Wu waves to warmly dressed people who paid the equivalent of $3.50 each to
watch the show. It's zero degrees Fahrenheit under the morning sun.
"How are you today?" she calls, smiling and tossing her long black hair as
the spectators snap photos. "Welcome!"
Harbin is a hot destination when it's cold, drawing millions of tourists each
year to a winter festival whose highlights include replicas of world monuments
painstakingly modeled out of ice. Think Arc de Triomphe and Big Ben lookalikes.
There's an ice carving competition, a Siberian tiger park, sledding and a
restaurant made of ice, where customers cook meat and vegetables in boiling
broth at the table.
Then there's ice swimming in the Songhua.

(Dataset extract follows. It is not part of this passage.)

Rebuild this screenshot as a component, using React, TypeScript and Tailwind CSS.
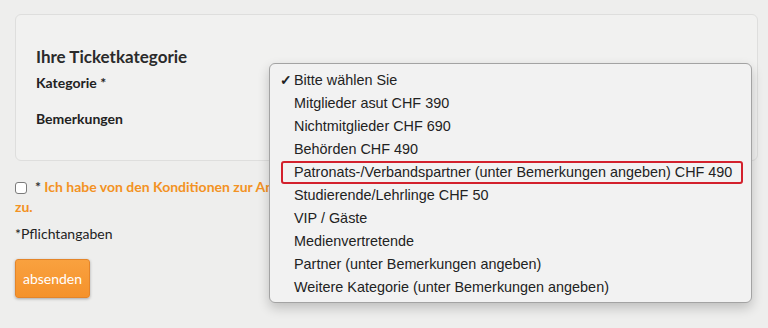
import React from "react";

const options = [
  "Bitte wählen Sie",
  "Mitglieder asut CHF 390",
  "Nichtmitglieder CHF 690",
  "Behörden CHF 490",
  "Patronats-/Verbandspartner (unter Bemerkungen angeben) CHF 490",
  "Studierende/Lehrlinge CHF 50",
  "VIP / Gäste",
  "Medienvertretende",
  "Partner (unter Bemerkungen angeben)",
  "Weitere Kategorie (unter Bemerkungen angeben)",
];

const App: React.FC = () => {
  return (
    <div
      className="relative w-[768px] h-[328px] overflow-hidden bg-[#eeeeed] text-[#222]"
      style={{ fontFamily: "Lato, 'Noto Sans', sans-serif" }}
    >
      <div className="pl-[15px] pr-[10px] pt-[14px]">
        {/* card */}
        <div className="h-[147px] rounded-[6px] border border-[#dededd] bg-[#f1f1f0] pl-[20px] pt-[30px]">
          <h2 className="text-[17px] font-bold leading-[24px] text-[#2a2a2a]">
            Ihre Ticketkategorie
          </h2>
          <div className="mt-[4px] text-[14px] font-bold leading-[20px]">Kategorie *</div>
          <div className="mt-[16px] text-[14px] font-bold leading-[20px]">Bemerkungen</div>
        </div>

        {/* consent */}
        <div className="mt-[16px] flex items-start text-[14px] leading-[20px]">
          <span className="mt-[5px] mr-[8px] h-[12px] w-[12px] shrink-0 rounded-[3px] border border-[#7b7b7b] bg-white" />
          <div className="font-bold text-[#f39223]">
            <span className="text-[#333]">* </span>
            Ich habe von den Konditionen zur Anmeldung Kenntnis genommen und stimme diesen
          </div>
        </div>
        <div className="text-[14px] font-bold leading-[20px] text-[#f39223]">zu.</div>

        <div className="mt-[7px] text-[14px] leading-[20px] text-[#222]">*Pflichtangaben</div>

        <button className="mt-[15px] h-[39px] w-[75px] rounded-[3px] border border-[#e4852a] bg-gradient-to-b from-[#f9a13f] to-[#f5922a] text-[14px] text-white shadow-[0_1px_3px_rgba(0,0,0,0.3)]">
          absenden
        </button>
      </div>

      {/* open select menu */}
      <div
        className="absolute left-[269px] top-[63px] w-[483px] rounded-[6px] border border-[#a3a3a3] bg-[#f2f2f2] pt-[5px] pb-[3px] shadow-[0_5px_12px_rgba(0,0,0,0.2)]"
        style={{ fontFamily: "'Liberation Sans', Arial, sans-serif" }}
      >
        {options.map((o, i) => (
          <div
            key={o}
            className={
              i === 4
                ? "ml-[11px] mr-[8px] flex h-[23px] items-center whitespace-nowrap rounded-[3px] border-2 border-[#d3212d] pl-[11px] text-[14.4px] text-[#222]"
                : "ml-[11px] mr-[8px] flex h-[23px] items-center whitespace-nowrap pl-[13px] text-[14.4px] text-[#222]"
            }
          >
            {i === 0 && (
              <span className="-ml-[14px] mr-[2px] w-[12px] text-[14px] font-bold">✓</span>
            )}
            {o}
          </div>
        ))}
      </div>
    </div>
  );
};

export default App;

Winter swimming began in China in the late 1940s and has unexpectedly taken
off, said Lin Senlin of the China National Swimming Association's Winter
Swimming Committee. He said there are now about 200,000 registered amateur ice
swimmers in China — mostly retirees — although there are likely more unofficial
participants.
"It's become more and more popular each year," Lin said.

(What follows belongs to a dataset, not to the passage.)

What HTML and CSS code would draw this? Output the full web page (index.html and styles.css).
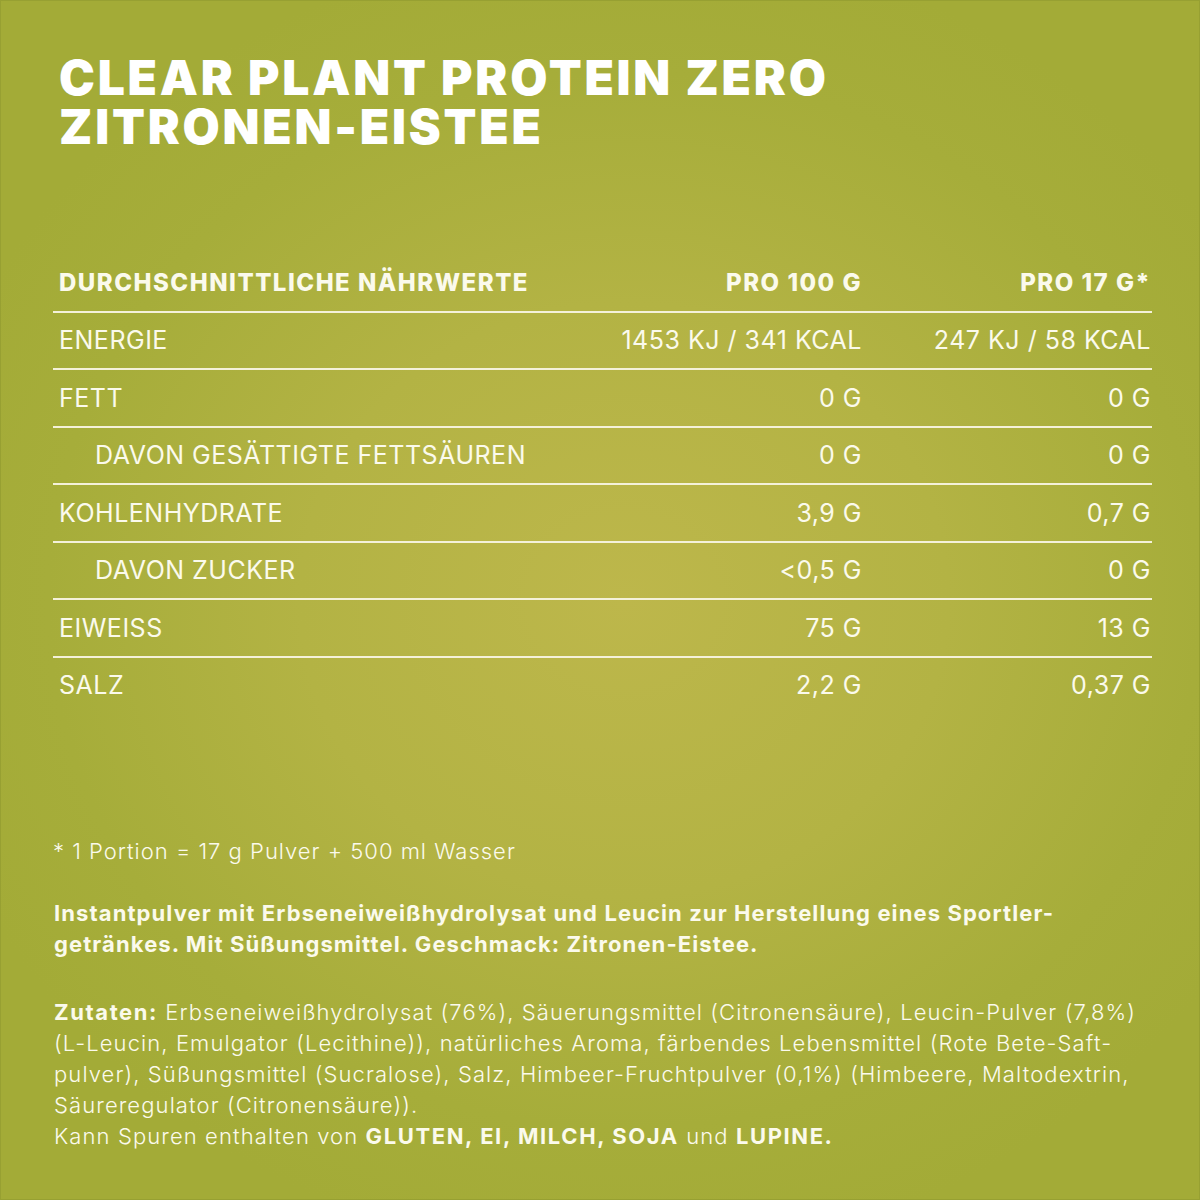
FILE: index.html
```html
<!DOCTYPE html>
<html lang="de">
<head>
<meta charset="utf-8">
<title>Clear Plant Protein Zero – Zitronen-Eistee</title>
<link rel="stylesheet" href="styles.css">
</head>
<body>
<main class="page">
  <h1 class="title"><span class="tline">CLEAR PLANT PROTEIN ZERO</span><span class="tline">ZITRONEN-EISTEE</span></h1>

  <div class="table">
    <div class="row head">
      <div class="c1">DURCHSCHNITTLICHE NÄHRWERTE</div>
      <div class="c2">PRO 100 G</div>
      <div class="c3">PRO 17 G*</div>
    </div>
    <div class="row">
      <div class="c1">ENERGIE</div>
      <div class="c2">1453 KJ / 341 KCAL</div>
      <div class="c3">247 KJ / 58 KCAL</div>
    </div>
    <div class="row">
      <div class="c1">FETT</div>
      <div class="c2">0 G</div>
      <div class="c3">0 G</div>
    </div>
    <div class="row">
      <div class="c1 sub">DAVON GESÄTTIGTE FETTSÄUREN</div>
      <div class="c2">0 G</div>
      <div class="c3">0 G</div>
    </div>
    <div class="row">
      <div class="c1">KOHLENHYDRATE</div>
      <div class="c2">3,9 G</div>
      <div class="c3">0,7 G</div>
    </div>
    <div class="row">
      <div class="c1 sub">DAVON ZUCKER</div>
      <div class="c2">&lt;0,5 G</div>
      <div class="c3">0 G</div>
    </div>
    <div class="row">
      <div class="c1">EIWEISS</div>
      <div class="c2">75 G</div>
      <div class="c3">13 G</div>
    </div>
    <div class="row last">
      <div class="c1">SALZ</div>
      <div class="c2">2,2 G</div>
      <div class="c3">0,37 G</div>
    </div>
  </div>

  <p class="note">* 1 Portion = 17 g Pulver + 500 ml Wasser</p>

  <p class="desc">Instantpulver mit Erbseneiweißhydrolysat und Leucin zur Herstellung eines Sportler-<br>getränkes. Mit Süßungsmittel. Geschmack: Zitronen-Eistee.</p>

  <p class="ingr"><b>Zutaten:</b> Erbseneiweißhydrolysat (76%), Säuerungsmittel (Citronensäure), Leucin-Pulver (7,8%)<br>(L-Leucin, Emulgator (Lecithine)), natürliches Aroma, färbendes Lebensmittel (Rote Bete-Saft-<br>pulver), Süßungsmittel (Sucralose), Salz, Himbeer-Fruchtpulver (0,1%) (Himbeere, Maltodextrin,<br>Säureregulator (Citronensäure)).<br>Kann Spuren enthalten von <b>GLUTEN, EI, MILCH, SOJA</b> und <b>LUPINE.</b></p>
</main>
</body>
</html>
```

FILE: styles.css
```css
html, body {
  margin: 0;
  padding: 0;
}
body {
  width: 1200px;
  height: 1200px;
  overflow: hidden;
  font-family: "Inter", "Liberation Sans", sans-serif;
  color: #fbfaec;
  background: radial-gradient(ellipse 60% 55% at 52% 50%, #bdb74b 0%, #b3b344 45%, #a6ad3a 80%, #a3ab37 100%);
}
.page {
  box-sizing: border-box;
  width: 1200px;
  height: 1200px;
  padding: 52px 49px 0 52px;
  border: 1px solid #97a032;
}
.title {
  margin: 0 0 0 6px;
  font-weight: 900;
  font-size: 48px;
  line-height: 49px;
  letter-spacing: 2.8px;
  color: #ffffff;
}
.tline {
  display: block;
  height: 49px;
  line-height: 49px;
}
.table {
  margin-top: 104px;
  width: 1099px;
}
.row {
  display: grid;
  grid-template-columns: 1fr 300px 291px;
  align-items: center;
  height: 55.5px;
  border-bottom: 2px solid #f4f1d9;
  font-size: 25px;
  font-weight: 400;
  letter-spacing: 0.5px;
}
.row.last {
  border-bottom: none;
}
.row.head {
  font-weight: 800;
  font-size: 24px;
  letter-spacing: 1.5px;
}
.c1 {
  padding-left: 6px;
}
.c1.sub {
  padding-left: 42px;
}
.c2, .c3 {
  text-align: right;
}
.c2 {
  margin-right: -1px;
}
.c3 {
  padding-right: 1px;
}
.note {
  margin: 123px 0 0 0;
  font-size: 22px;
  font-weight: 300;
  line-height: 30px;
  letter-spacing: 1px;
}
.desc {
  margin: 32px 0 0 1px;
  font-size: 22px;
  font-weight: 700;
  line-height: 31px;
  letter-spacing: 1.1px;
}
.ingr {
  margin: 37px 0 0 1px;
  font-size: 22px;
  font-weight: 300;
  line-height: 31px;
  letter-spacing: 1.1px;
}
.ingr b {
  font-weight: 700;
  letter-spacing: 1.6px;
}
```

The purported health benefits are the main draw, he asserted: "Through
practice, diseases like high blood pressure and heart disease can be eased, even
cured."
There are annual winter swimming championships and even international
competitions that spotlight interest in ice swimming in parts of the United
States, Canada, Finland and Russia.
Unlike other Chinese and foreign cities where people get together informally
for "polar bear swims," there's a fee to watch the swimmers in Harbin.

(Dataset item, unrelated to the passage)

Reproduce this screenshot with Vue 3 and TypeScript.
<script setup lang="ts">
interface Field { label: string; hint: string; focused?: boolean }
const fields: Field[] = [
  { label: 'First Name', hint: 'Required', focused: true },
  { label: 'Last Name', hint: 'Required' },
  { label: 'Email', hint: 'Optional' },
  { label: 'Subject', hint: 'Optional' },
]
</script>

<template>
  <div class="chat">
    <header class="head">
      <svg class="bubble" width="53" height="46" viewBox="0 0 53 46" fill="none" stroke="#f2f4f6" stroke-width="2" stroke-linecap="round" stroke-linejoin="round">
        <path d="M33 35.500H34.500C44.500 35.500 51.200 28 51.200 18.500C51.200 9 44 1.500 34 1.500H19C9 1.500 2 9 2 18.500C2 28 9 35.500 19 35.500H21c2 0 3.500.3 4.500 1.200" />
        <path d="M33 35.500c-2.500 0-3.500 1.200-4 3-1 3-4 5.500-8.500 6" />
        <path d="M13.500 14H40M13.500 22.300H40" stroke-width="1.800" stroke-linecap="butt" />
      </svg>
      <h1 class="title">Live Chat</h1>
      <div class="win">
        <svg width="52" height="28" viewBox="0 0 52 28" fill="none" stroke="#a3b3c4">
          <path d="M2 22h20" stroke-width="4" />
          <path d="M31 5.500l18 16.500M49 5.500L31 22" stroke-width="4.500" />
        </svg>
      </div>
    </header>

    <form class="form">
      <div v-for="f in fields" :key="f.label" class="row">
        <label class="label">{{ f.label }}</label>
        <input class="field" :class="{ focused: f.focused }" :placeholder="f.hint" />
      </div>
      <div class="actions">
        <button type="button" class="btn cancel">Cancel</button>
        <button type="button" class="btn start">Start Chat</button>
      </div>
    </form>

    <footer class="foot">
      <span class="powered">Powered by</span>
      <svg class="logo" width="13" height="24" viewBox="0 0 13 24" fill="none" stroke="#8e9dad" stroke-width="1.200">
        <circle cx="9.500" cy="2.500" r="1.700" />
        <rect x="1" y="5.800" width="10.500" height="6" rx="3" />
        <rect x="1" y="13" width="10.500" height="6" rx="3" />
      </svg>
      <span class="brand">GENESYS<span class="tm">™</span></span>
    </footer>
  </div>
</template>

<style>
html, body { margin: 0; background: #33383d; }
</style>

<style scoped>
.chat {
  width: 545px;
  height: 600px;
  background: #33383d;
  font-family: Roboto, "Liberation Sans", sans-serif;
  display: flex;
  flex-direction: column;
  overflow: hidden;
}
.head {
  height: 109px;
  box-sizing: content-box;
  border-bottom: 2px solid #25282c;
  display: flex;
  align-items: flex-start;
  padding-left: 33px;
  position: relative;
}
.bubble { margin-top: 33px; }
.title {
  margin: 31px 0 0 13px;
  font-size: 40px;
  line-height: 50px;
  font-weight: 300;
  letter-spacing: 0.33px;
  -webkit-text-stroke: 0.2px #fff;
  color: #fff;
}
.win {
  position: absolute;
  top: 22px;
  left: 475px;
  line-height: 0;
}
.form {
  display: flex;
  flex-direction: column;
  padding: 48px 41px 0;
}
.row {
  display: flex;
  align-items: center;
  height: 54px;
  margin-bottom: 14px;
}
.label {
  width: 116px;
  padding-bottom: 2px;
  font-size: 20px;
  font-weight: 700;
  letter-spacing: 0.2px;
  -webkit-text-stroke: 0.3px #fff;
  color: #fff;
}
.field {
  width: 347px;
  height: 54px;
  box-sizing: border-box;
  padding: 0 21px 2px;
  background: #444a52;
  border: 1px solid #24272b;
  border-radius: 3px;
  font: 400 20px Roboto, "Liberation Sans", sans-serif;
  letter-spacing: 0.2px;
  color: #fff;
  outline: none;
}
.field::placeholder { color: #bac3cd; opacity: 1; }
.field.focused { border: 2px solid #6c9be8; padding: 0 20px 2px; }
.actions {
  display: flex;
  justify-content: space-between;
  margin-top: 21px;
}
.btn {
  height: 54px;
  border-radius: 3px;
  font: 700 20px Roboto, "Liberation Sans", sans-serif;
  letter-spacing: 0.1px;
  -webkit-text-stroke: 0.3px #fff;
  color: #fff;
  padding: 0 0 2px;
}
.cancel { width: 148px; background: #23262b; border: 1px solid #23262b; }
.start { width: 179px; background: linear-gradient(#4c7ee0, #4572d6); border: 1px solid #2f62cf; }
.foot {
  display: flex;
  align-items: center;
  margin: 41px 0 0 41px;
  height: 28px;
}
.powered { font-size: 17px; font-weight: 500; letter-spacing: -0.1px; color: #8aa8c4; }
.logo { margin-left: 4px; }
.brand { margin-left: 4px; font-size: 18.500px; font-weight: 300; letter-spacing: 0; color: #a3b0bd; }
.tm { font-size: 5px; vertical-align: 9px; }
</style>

With an announcer yelling a running commentary through a megaphone, the show
is short — and a bit anticlimactic.
The swimmers, mostly aged 50 to 70, jog out from a rundown building,
stretching and flailing their arms. Some wear white swim caps with the Chinese
flag. Others have canvas shoes and rubber gloves.
One by one, they jump, dive or slowly climb down a ladder into the water.
They dip their faces in, blowing and sputtering like whales.
They climb out after swimming a length or two, staying in a minute and a half
at the most. And the show is over.
"It's not that great but the participants are old, not young. It's very
touching," said Zhai Shanshan, a 30-year-old tourist.
The Harbin swimmers perform between December and March, and are paid 75 cents
for each show. One of the rare times the show was disrupted was in November,
when a toxic chemical spill polluted the Songhua, forcing officials to cut off
running water to the city for five days.
Wu Jing, the 52-year-old "Queen of Ice Swimming," said the activity helped
her get over a divorce and realize her lifelong dream of being in the spotlight.
"At first, it helped me to get rid of my bad mood. Then I felt it was good
for my health and good for society," said Wu, who wears thick mascara and a
slash of bright red lipstick.
She said she got her nickname from Russian ice swimmers when she beat them in
a competition in the 1990s.
For 78-year-old Fan Xuetong, ice swimming is the best way to "raise the
body's resistance."
"It gets the adrenaline going, it makes me feel good," said Fan, who bundled
up in a thick towel after the show. "We are all healthy. We don't get sick."
Yuan Hongbo, 70, has been ice swimming for 20 years, and drinks warm milk
before going in.
"It heals people. I used to have rheumatism," said Yuan. "When you first get
in, it's very cold. Then after a while, it feels comfortable."